Kıyamet; varlığın düzenbazlığı, programlanmış tabiatından kaynaklanan düzene düşkünlüğüdür. Zamanın bilinçliliğidir. Dünya, insana yüklenmiş, bırakılmış, insanın sorumlu olduğu bu mekân, olanlara son verilecek bir yıkım yaşayacak. Verilmiş yeterli bir süresi, eceli bittiğinde o da ölecek. Kıyamet; yeni bir düzen için eskisinin yıkımıdır ve parça parça kozmik olayların birbirini tetiklemesi ile gerçekleşecektir.
Kıyamet bir son gibi görünebilir. Fakat bu son verme duygusuyla insanın aklına bir amaç düşüncesi koyar. Sonuçlar dünyası olan ahrete, nedenler dünyasından/buradan varılacağını hatırlatır. Son değerlendirmelere bakılarak yepyeni düzenler, yaşam alanları kurulacağı şimdiden bildirilir. Yepyeni keşifler ve ülkelerin adeta kurulacağı haberi gibidir bu ilahi bildirimler. Magazin yaygarası değildir. Bir cinnet hezeyanı da değil. Yaratıcı haberi...
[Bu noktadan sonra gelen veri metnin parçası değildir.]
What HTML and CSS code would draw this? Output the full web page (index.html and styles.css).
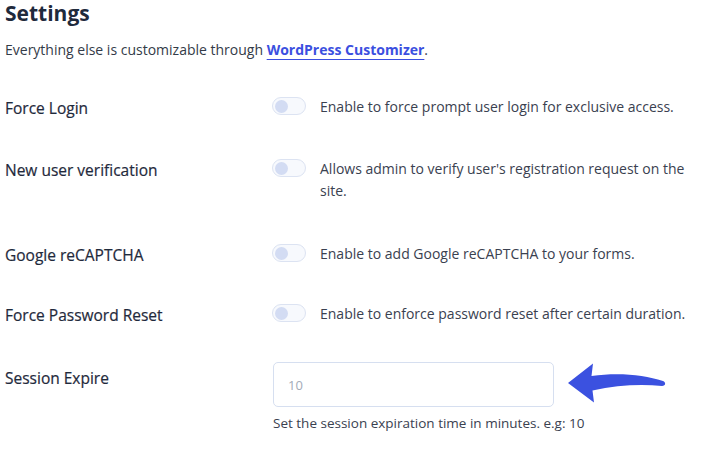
FILE: index.html
```html
<!DOCTYPE html>
<html>
<head>
<meta charset="utf-8">
<link rel="stylesheet" href="styles.css">
</head>
<body>
<div class="page">
  <h1 class="title">Settings</h1>
  <p class="intro">Everything else is customizable through <a class="link" href="#">WordPress Customizer</a>.</p>

  <div class="rows">
    <div class="row">
      <div class="label">Force Login</div>
      <div class="control">
        <span class="toggle"><span class="knob"></span></span>
        <span class="desc">Enable to force prompt user login for exclusive access.</span>
      </div>
    </div>
    <div class="row row-wide">
      <div class="label">New user verification</div>
      <div class="control">
        <span class="toggle"><span class="knob"></span></span>
        <span class="desc">Allows admin to verify user's registration request on the site.</span>
      </div>
    </div>
    <div class="row row-tight">
      <div class="label">Google reCAPTCHA</div>
      <div class="control">
        <span class="toggle"><span class="knob"></span></span>
        <span class="desc">Enable to add Google reCAPTCHA to your forms.</span>
      </div>
    </div>
    <div class="row row-last">
      <div class="label">Force Password Reset</div>
      <div class="control">
        <span class="toggle"><span class="knob"></span></span>
        <span class="desc">Enable to enforce password reset after certain duration.</span>
      </div>
    </div>
    <div class="row row-input">
      <div class="label label-input">Session Expire</div>
      <div class="field">
        <div class="input-line">
          <input class="input" type="text" placeholder="10">
          <svg class="arrow" width="100" height="42" viewBox="565 360 100 42">
            <path d="M567 381 L592 361.5 L590.5 374 C618 370 643 373 662 379 C665 380 665 384 661 384 C640 382 616 383 591.5 388.5 L593 400.5 Z" fill="#3b51e0"/>
          </svg>
        </div>
        <div class="help">Set the session expiration time in minutes. e.g: 10</div>
      </div>
    </div>
  </div>
</div>
</body>
</html>
```

FILE: styles.css
```css
* { box-sizing: border-box; }
html, body { margin: 0; padding: 0; background: #ffffff; }
body {
  font-family: "Open Sans", "Liberation Sans", sans-serif;
  color: #1e293b;
}
.page {
  padding: 0 0 0 5px;
  width: 725px;
}
.title {
  margin: 0;
  font-size: 21px;
  line-height: 26px;
  font-weight: 700;
  color: #1f2a3c;
}
.intro {
  margin: 12px 0 0 0;
  font-size: 14px;
  line-height: 24px;
  color: #333b48;
}
.link {
  color: #3b4fe0;
  font-weight: 700;
  text-decoration: underline;
  text-underline-offset: 4px;
  text-decoration-thickness: 1px;
}
.rows {
  margin-top: 34px;
  display: flex;
  flex-direction: column;
}
.row {
  display: grid;
  grid-template-columns: 267px 1fr;
  align-items: start;
  margin-bottom: 39px;
}
.row-wide { margin-bottom: 41px; }
.row-tight { margin-bottom: 37px; }
.row-last { margin-bottom: 36px; }
.label {
  font-size: 15.5px;
  line-height: 22px;
  font-weight: 500;
  color: #1f2a3c;
  padding-top: 1px;
  -webkit-text-stroke: 0.2px #1f2a3c;
}
.control {
  display: flex;
  align-items: flex-start;
  gap: 14px;
  padding-right: 30px;
}
.toggle {
  flex: none;
  width: 34px;
  height: 18px;
  margin-top: 1px;
  border: 1px solid #dce3f2;
  border-radius: 9px;
  background: #f7f9fd;
  display: flex;
  align-items: center;
  padding-left: 2px;
}
.knob {
  width: 13px;
  height: 13px;
  border-radius: 50%;
  background: #d3dcf3;
}
.desc {
  font-size: 14px;
  line-height: 22px;
  color: #3a4150;
}
.row-input .label-input { padding-top: 5px; }
.field {
  display: flex;
  flex-direction: column;
  padding-left: 1px;
}
.input-line {
  display: flex;
  align-items: flex-start;
  gap: 12px;
}
.input {
  width: 281px;
  height: 45px;
  border: 1px solid #d6dff0;
  border-radius: 5px;
  padding: 0 14px;
  font-family: "Open Sans", "Liberation Sans", sans-serif;
  font-size: 13px;
  color: #333;
  outline: none;
}
.input::placeholder { color: #a3abb8; }
.arrow { flex: none; }
.help {
  margin-top: 7px;
  font-size: 13.5px;
  line-height: 18px;
  color: #3a4150;
}
```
Hz. Peygamber’e ne zaman kıyametin zamanı sorulsa o şu soruyla cevaplar:
“Hazır mısın? Ne hazırladın?”
Kıyametten bahseden surelerin hepsi insana o güne hazırlanmasını salık verir:
“Hazırlanmalısın, yakındır” der.
Kıyamet başka şekillerde de hatırlatılır insana. İnsanın biyolojik ölümü bir kıyamettir. Küçük bir yıkım, tükeniş, bitiş olsa da yeni ve düzenli bir hayat için insanın beklemeye alınmasıdır. Yargı öncesi bekleme...
İnsanın ahlaki yozlaşması da tam bir yıkımdır. Toplumların da asıl yıkımları, tükenişleri, kıyametleri ahlaki yozlaşmadan başlar. Dünyada yaşanan siyasal, sosyal, ekonomik, kültürel yıkımlar, çöküşler, felaketler, savaşlar kıyametin parçalarıdır.
Ve tabii afetler… Kıyametin küçük provalarıdır.
Karia, insana “tartısı ağır gelenin mutlu bir hayata yükseleceğini, tartısı hafif kalanın ise Haviye’ye düşeceğini” bildirir. Haviye ise kızgın ateştir. Bu ateş müthiş bir pişmanlık, önü alınmaz bir acı, iç yakan bir keder de olabilir. Cezalar ve ödüller insanın bakış açısına göre hakça yerini bulur.
Karia, insana “tartına ağır gelecek, bir değer ifade eden iyilikler koy!” der.
Tartıda ağır gelecek olan ise bir insanın yapabileceği liyakatli bir iş-uğraş, profesyonelce yerine getireceği bir salih amel/iyi eylem/üretken/bereketli işler olabilir.
En iyi yapabildiğinden en çok yaparak insan bu tartıyı ağırlaştırabilir.
Karia suresi ‘kendini ve hayatını tartarak sona hazırlan’ der ve iyi bir başlangıç için insanın kollarını şimdiden sıvamasını salık verir.